WHAT YOU SHOULD DO – Check each line of the listing for the string "components", then state how many lines have it. Only the number is wanted.
━━━ GIVEN DATA
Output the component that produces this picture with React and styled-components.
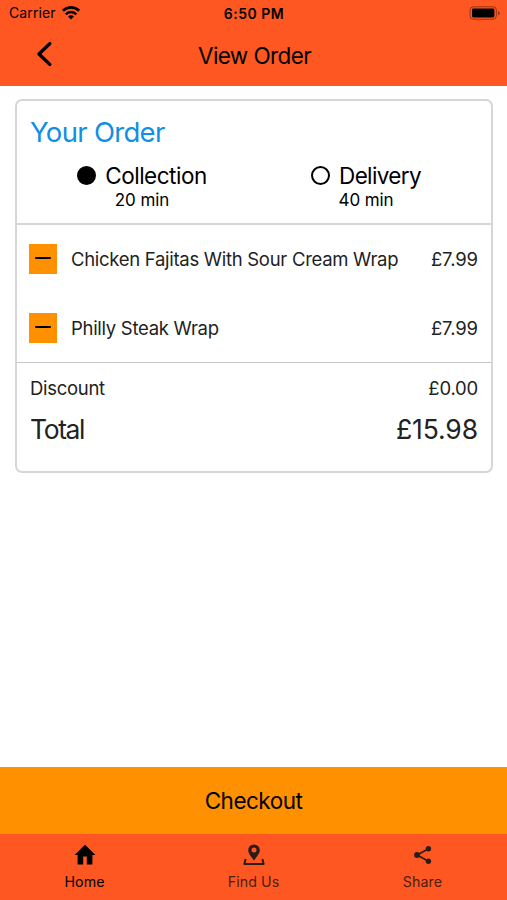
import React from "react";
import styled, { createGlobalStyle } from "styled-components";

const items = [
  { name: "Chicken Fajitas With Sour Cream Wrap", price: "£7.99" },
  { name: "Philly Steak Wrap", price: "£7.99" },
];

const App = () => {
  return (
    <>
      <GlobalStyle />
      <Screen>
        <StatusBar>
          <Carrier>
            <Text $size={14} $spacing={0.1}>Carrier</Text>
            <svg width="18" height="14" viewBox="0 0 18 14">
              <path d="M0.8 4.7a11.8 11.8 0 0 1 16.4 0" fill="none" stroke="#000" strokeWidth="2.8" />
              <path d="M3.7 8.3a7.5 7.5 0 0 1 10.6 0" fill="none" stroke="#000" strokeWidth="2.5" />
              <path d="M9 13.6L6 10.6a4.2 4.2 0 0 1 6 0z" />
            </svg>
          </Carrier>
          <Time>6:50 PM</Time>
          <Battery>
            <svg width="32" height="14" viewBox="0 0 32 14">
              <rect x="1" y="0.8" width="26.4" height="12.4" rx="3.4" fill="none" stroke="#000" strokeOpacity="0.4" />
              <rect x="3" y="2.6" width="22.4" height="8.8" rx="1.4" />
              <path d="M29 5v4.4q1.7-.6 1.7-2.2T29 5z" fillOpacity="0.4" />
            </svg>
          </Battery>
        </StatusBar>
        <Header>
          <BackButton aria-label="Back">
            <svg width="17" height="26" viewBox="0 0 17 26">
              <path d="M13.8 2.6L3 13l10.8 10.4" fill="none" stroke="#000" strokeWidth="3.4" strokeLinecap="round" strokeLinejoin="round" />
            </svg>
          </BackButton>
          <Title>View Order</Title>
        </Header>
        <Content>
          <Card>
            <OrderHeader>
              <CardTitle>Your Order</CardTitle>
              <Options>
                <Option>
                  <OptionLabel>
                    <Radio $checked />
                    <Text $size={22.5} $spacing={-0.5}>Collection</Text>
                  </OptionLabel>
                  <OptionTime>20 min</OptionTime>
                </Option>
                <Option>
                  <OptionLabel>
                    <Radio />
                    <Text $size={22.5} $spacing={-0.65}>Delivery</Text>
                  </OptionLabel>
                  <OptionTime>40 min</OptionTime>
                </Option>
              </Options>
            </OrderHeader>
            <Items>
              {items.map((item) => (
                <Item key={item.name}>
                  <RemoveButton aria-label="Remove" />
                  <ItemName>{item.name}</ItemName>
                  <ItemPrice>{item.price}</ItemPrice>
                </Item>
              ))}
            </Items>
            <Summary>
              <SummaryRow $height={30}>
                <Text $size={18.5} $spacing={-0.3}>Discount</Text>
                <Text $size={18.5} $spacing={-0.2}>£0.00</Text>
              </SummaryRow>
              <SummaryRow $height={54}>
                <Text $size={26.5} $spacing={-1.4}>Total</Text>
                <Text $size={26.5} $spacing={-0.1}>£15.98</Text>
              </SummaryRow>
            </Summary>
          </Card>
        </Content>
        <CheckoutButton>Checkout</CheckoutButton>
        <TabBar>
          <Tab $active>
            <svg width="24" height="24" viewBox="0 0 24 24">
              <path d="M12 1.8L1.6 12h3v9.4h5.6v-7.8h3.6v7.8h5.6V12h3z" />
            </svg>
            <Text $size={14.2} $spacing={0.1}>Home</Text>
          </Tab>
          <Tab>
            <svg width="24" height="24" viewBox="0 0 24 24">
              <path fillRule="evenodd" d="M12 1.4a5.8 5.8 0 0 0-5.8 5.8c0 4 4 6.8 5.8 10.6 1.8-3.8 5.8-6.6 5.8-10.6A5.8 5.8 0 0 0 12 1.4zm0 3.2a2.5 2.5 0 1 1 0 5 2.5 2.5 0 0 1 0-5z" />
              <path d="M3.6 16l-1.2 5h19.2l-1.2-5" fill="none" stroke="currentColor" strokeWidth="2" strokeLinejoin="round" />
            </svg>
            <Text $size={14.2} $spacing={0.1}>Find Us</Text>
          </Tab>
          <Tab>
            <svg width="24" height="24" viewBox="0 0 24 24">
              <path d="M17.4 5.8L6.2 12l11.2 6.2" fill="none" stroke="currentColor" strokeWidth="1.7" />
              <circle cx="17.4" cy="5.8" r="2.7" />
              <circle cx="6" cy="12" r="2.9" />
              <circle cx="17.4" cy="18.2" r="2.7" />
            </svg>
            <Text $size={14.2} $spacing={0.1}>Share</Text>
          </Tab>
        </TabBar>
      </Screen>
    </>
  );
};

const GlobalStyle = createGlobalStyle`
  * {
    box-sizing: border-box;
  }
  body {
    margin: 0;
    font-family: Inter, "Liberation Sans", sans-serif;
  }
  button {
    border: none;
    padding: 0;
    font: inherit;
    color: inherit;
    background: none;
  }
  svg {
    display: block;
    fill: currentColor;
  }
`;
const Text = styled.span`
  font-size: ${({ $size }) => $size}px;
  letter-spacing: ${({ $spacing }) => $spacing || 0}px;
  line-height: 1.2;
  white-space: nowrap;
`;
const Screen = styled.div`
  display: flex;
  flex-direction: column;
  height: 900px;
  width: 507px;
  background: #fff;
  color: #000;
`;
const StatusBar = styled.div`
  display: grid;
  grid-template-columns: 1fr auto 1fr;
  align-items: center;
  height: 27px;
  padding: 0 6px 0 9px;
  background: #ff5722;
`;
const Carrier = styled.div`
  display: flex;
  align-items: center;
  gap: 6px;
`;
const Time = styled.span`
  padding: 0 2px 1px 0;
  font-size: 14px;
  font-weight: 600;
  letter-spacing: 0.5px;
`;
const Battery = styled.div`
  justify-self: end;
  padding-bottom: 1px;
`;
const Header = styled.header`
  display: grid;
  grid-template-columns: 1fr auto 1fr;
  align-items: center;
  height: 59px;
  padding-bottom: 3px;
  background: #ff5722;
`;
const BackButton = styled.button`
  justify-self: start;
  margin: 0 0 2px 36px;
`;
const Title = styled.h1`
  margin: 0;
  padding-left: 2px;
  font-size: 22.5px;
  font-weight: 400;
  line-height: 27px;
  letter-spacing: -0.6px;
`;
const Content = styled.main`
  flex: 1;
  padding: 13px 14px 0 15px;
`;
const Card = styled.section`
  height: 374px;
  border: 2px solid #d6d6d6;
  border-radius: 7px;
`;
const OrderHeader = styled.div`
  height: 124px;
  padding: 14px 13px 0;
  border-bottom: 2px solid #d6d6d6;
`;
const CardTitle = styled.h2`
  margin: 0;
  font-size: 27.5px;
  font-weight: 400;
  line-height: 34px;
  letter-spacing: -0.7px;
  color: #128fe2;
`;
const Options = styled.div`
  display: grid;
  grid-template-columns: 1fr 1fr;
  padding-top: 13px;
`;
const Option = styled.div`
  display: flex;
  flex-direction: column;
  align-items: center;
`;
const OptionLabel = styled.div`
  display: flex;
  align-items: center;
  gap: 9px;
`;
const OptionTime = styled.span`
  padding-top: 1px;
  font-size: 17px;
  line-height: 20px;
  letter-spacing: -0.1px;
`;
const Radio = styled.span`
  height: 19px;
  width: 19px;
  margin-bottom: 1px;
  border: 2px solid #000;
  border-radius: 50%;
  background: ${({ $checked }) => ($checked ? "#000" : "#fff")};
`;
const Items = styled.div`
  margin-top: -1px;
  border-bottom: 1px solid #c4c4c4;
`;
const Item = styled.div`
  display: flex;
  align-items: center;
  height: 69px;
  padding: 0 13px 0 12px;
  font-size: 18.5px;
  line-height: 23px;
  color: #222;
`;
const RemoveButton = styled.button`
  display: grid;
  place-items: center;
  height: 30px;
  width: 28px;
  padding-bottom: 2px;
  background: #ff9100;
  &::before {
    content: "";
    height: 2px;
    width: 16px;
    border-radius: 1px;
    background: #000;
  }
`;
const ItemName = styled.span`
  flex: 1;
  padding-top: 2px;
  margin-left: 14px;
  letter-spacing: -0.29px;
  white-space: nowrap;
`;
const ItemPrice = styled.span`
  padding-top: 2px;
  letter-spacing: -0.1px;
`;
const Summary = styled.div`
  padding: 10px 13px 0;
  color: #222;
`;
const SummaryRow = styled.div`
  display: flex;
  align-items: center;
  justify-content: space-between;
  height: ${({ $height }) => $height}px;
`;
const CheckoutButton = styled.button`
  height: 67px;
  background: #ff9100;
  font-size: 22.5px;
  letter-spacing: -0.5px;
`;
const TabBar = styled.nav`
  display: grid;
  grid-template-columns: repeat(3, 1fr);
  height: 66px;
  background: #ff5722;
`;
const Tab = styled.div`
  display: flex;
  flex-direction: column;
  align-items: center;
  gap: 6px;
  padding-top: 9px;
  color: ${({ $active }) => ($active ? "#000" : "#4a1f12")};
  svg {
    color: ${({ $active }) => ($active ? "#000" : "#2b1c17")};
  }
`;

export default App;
━━━━━━
FINISHED EXERCISE – 2